Transfer specialist Fabrizio Romano, speaking on YouTube, laid out the two major obstacles: “The first one is the huge salary, and the second is that Madrid keeps saying in public and in private that they intend to keep him.”

Inside United, there is little doubt about the player’s profile. “If you ask me who could be the ideal defensive midfielder for United, at the club they believe that could be Tchouameni, but then the reality is different,” Romano added. The admiration is clear; the pathway to a deal is not.

Dressing-room fit and Madrid tensions

The debate around Tchouameni is not only financial. His competitive edge has been on show in Madrid, including widely discussed on-pitch clashes and “fights” with teammate Federico Valverde. For some at United, that kind of fire in midfield is exactly what the current squad lacks. For others, it raises questions about chemistry and dressing-room balance.

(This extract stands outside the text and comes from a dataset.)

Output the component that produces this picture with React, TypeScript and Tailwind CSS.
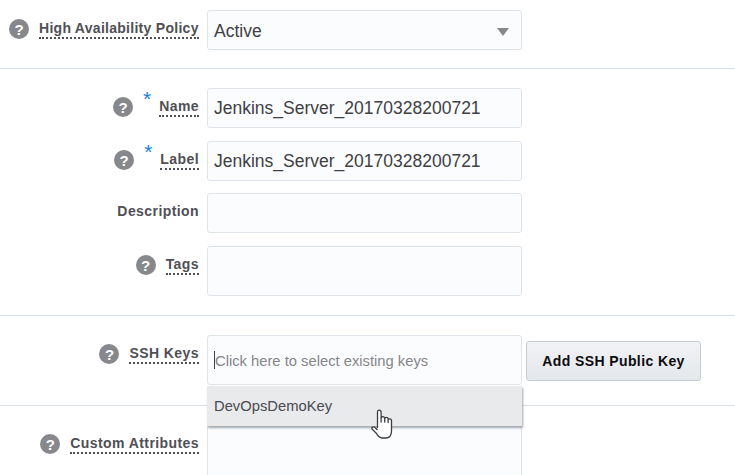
const FONT = 'font-["Liberation_Sans",Arial,sans-serif]';

function Help({ className = '' }: { className?: string }) {
  return (
    <span className={`flex h-5 w-5 shrink-0 items-center justify-center rounded-full bg-[#86888c] text-[15px] leading-none font-bold text-white ${className}`}>
      ?
    </span>
  );
}

function Label({ text, help = true, required, dotted = true }: { text: string; help?: boolean; required?: boolean; dotted?: boolean }) {
  return (
    <div className="flex w-[199px] shrink-0 items-start justify-end">
      {help && <Help className="mt-[9px] mr-[10px]" />}
      {required && <span className="mt-[1px] mr-[8px] text-[21px] leading-[20px] text-[#1a7ee0]">*</span>}
      <span className={`mt-[9px] text-[14px] leading-[18px] font-bold tracking-[0.42px] whitespace-nowrap text-[#4f4f55] ${dotted ? 'border-b-2 border-dotted border-[#4f4f55]' : ''}`}>
        {text}
      </span>
    </div>
  );
}

function Field({ value, h = 'h-10', children }: { value?: string; h?: string; children?: React.ReactNode }) {
  return (
    <div className={`relative ml-2 flex w-[315px] shrink-0 items-center rounded-[3px] border border-[#dfe4ea] bg-[#fbfcfe] px-[6px] text-[17.5px] text-[#3f3f44] ${h}`}>
      {value}
      {children}
    </div>
  );
}

export default function App() {
  return (
    <div className={`h-[475px] w-[735px] overflow-hidden bg-white pt-[10px] ${FONT}`}>
      <div className="border-b border-[#d9dfe6] pb-[18px]">
        <div className="flex">
          <div className="flex w-[199px] shrink-0 items-start">
            <Help className="mt-[9px] ml-[9px] mr-[10px]" />
            <span className="mt-[9px] border-b-2 border-dotted border-[#4f4f55] text-[14px] leading-[18px] font-bold tracking-[0.28px] whitespace-nowrap text-[#4f4f55]">
              High Availability Policy
            </span>
          </div>
          <Field>
            <span className="pt-[2px]">Active</span>
            <span className="absolute top-[17px] right-[12px] h-0 w-0 border-x-[6px] border-t-[8px] border-x-transparent border-t-[#86888c]" />
          </Field>
        </div>
      </div>

      <div className="flex flex-col border-b border-[#d9dfe6] pt-[19px] pb-[19px]">
        <div className="flex">
          <Label text="Name" required />
          <Field value="Jenkins_Server_20170328200721" />
        </div>
        <div className="mt-[13px] flex">
          <Label text="Label" required />
          <Field value="Jenkins_Server_20170328200721" />
        </div>
        <div className="mt-3 flex">
          <Label text="Description" help={false} dotted={false} />
          <Field />
        </div>
        <div className="mt-[13px] flex">
          <Label text="Tags" />
          <Field h="h-[50px]" />
        </div>
      </div>

      <div className="border-b border-[#d9dfe6] pt-[19px] pb-5">
        <div className="flex">
          <Label text="SSH Keys" />
          <Field h="h-[50px]">
            <span className="h-[18px] w-px bg-[#3f3f44]" />
            <span className="pt-[2px] text-[14.75px] text-[#85858a]">Click here to select existing keys</span>
            <div className="absolute top-[50px] left-[-1px] z-10 flex h-10 w-[315px] items-center bg-[#e9eaec] px-[7px] text-[14.75px] text-[#4a4a50] shadow-[1px_2px_2px_rgba(90,100,115,0.55)]">
              DevOpsDemoKey
            </div>
            {/* pointer cursor */}
            <svg className="absolute top-[73px] left-[163px] z-20" width="24" height="30" viewBox="0 0 24 30">
              <path
                d="M6.5 19 V3 a1.8 1.8 0 0 1 3.6 0 V13 V9.5 a1.8 1.8 0 0 1 3.6 0 V13 V10 a1.7 1.7 0 0 1 3.4 0 V13.5 V11.5 a1.7 1.7 0 0 1 3.4 0 V22 c0 4-2 7-6 7 h-3.5 c-3 0-4-2-5.5-4.5 L1 20 c-.8-1.6 1.6-3 3-1.5 L6.5 21"
                fill="#fff"
                stroke="#3c3c40"
                strokeWidth="1.3"
                strokeLinejoin="round"
              />
            </svg>
          </Field>
          <button className="mt-[6px] ml-1 h-10 w-[175px] rounded-[3px] border border-[#c4ccd6] bg-gradient-to-b from-[#f1f2f4] to-[#e4e7eb] text-[14px] font-bold tracking-[0.4px] text-[#0c0c10]">
            Add SSH Public Key
          </button>
        </div>
      </div>

      <div className="pt-[19px]">
        <div className="flex">
          <Label text="Custom Attributes" />
          <Field h="h-[70px]" />
        </div>
      </div>
    </div>
  );
}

Would that intensity bring bite and leadership to a soft-centred United core? Or would it risk adding volatility to a group that has already endured its share of internal tension?

These are not abstract concerns. Ineos are trying to rebuild not just a team but a culture. Any big-money signing must fit the dressing room as well as the tactical plan. Tchouameni ticks almost every football box as a defensive midfielder: physical presence, reading of the game, comfort on the ball, ability to control tempo. The doubt lies in whether United are ready to construct their wage hierarchy and midfield around him.

Ideal player, imperfect market

The pursuit sits in a familiar modern United dilemma. They have identified the right profile at the right age, playing for the right club at the wrong time. Madrid do not want to sell. The player is well-paid and successful. The fee would be huge. The salary, even bigger.

Romano summed it up bluntly: “The negotiations are never easy for such top players like Tchouameni. That’s the status of the story as of today.”

For United, the decision is stark. Either they accept that the perfect Casemiro successor comes at a premium that stretches their new financial discipline, or they walk away and gamble on a cheaper, less proven option in a position they cannot afford to get wrong again.

If Tchouameni really is the “ideal” defensive midfielder in the eyes of those inside Old Trafford, the next move will reveal just how serious this new era truly is.